BWW Interview: Tracy-Ann Oberman Talks PRESENT LAUGHTER
Tracy-Ann Oberman

Chichester Festival Theatre is a place of firsts for Tracy-Ann Oberman. Last year, she performed in The Fiddler on the Roof, her first professional musical. This spring, she returns to CFT once again for her first Noël Coward play, Present Laughter.

With tech week coming up, Oberman spoke to us about why she wanted to take on Coward, what else is on her wish list, and what audiences can expect from Present Laughter.

What was your earliest memory of theatre?

Well, we always went to panto at the Palladium every Christmas. But I remember when I was very young, my Mum got tickets to what she thought was Guys and Dolls, but she in fact took my five-year-old sister and me to see Major Barbara.

That's a little different: a big bells and whistles musical vs. George Bernard Shaw play!

It was really different!

But the seminal one which made me want to take up acting was Troilus and Cressida. We were studying it at school, and had been taken by it to see it at the Royal Shakespeare Company. And I was completely blown away.

And you then went on to do a season at the RSC after drama school.

Well, that was quite the training: doing some drama at university, then going to drama school for three years, and then onto the RSC for four years! But it was pretty amazing, I was there with such a good intake: Emily Watson, Sophie Okonedo, Barnaby Kay. And people like Dominic Cooke were just starting out. So it was a really interesting generation to be working with.

After a theatre-heavy beginning to your career, you moved across to screen and radio, both as actress and playwright. Do you have a preferred medium?

You know, that was the funny thing. I remember being at the National Theatre and doing David Mamet's Edmond with Kenneth Branagh. And that opened lots of doors to me for stage work. And weirdly, the choice ended up being going into EastEnders. So then I went through a spate of doing loads of telly.

But I always liked doing theatre, so that's why I now like to do at least one or two plays a year. And what I really appreciate about coming back to theatre is how you're in charge of your own edit. I enjoy the fact that I am in charge of what will happen on that stage for my own character

But I do also like the collective group experience of putting a play on, that company. You do get a sense of that with television, of course. I've just finished the fifth series of Friday Night Dinner, and we've been doing that for six or seven years. So that really does feel like a little family; same with Toast of London.
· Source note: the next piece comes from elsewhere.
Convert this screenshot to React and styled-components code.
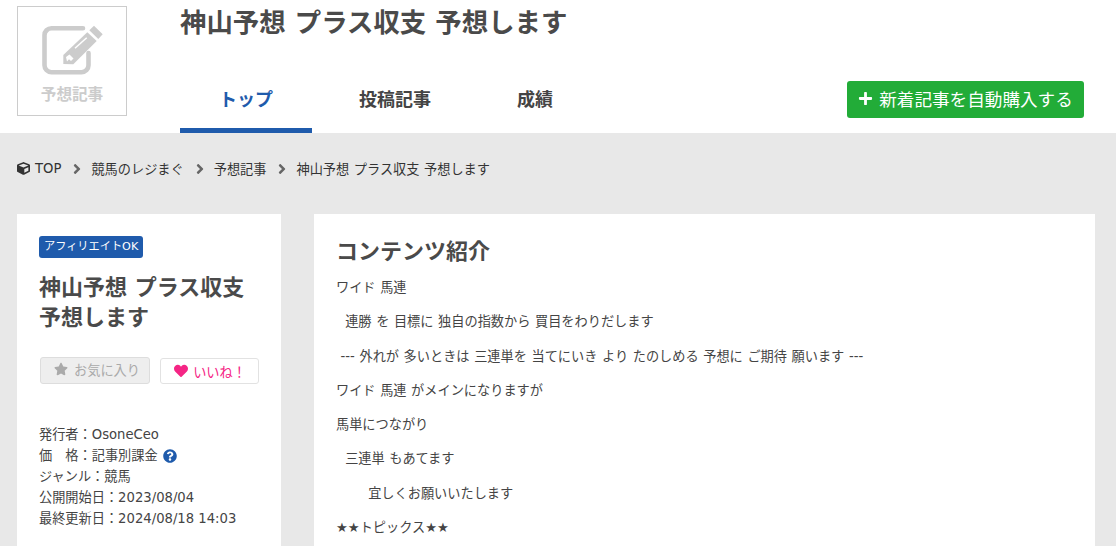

BWW Interview: Tracy-Ann Oberman Talks PRESENT LAUGHTER
Rufus Hound and Tracy-Ann Oberman
in Present Laughter

Is there any other play or theatre which you would like to take on in the future?

Well, I'd like to do a Chekhov. Less driven by stage and more so by directors, but I love Rupert Goold's work. Jamie Lloyd, Vicky Featherstone, Robert Icke, Lyndsey Turner and Marianne Elliott, to name a few whose work I admire.

I would also love to go back to the National (like every actor in the land!). And to play Sheffield too, because that's a really interesting thrust stage. I do love thrusts! Stages like that and here in Chichester.

Because this isn't your first time at Chichester Festival Theatre, is it?

I've been lucky enough to be here a few times before. I was here back in about 1998 on the old main stage and I did Loot and I've played the Minerva a number of times.

And then I came back in November touring with Stepping Out, and then six months later, I came back for Fiddler on the Roof last year. That was an incredible experience. I was rehearsing that while being in Stepping Out, so it was tiring but I absolutely loved it. Working with Daniel Evans, making that play very relevant and very political and not a sort of 'jazz hands' musical. He made it really mean something.

And that was actually the first time I had done a musical. And it didn't actually feel like a musical, it just felt like a very good play with really great music.

What's it like taking on that new challenge later on in your career?

Well it was interesting, because I did Stepping Out where I had to learn to tap dance in five weeks...


Yes! And I had never danced in my life before. And then taking on Fiddler at that point, I thought, "You know what? I love this musical and it means a lot to me. Sod it, I'm going to do it!" I think the older you get, the more fearless you get.

BWW Interview: Tracy-Ann Oberman Talks PRESENT LAUGHTER
Tracy-Ann Oberman, Lizzy Connolly
and Katherine Kingsley
in Present Laughter

And now you're back again at CFT with Present Laughter. How familiar were you with the play?

I was quite familiar, I'd seen it a couple of times. And the thing that I love about the Chichester thing is it starts to feel a bit like a rep, where you get to play lots of different parts at your favourite theatre.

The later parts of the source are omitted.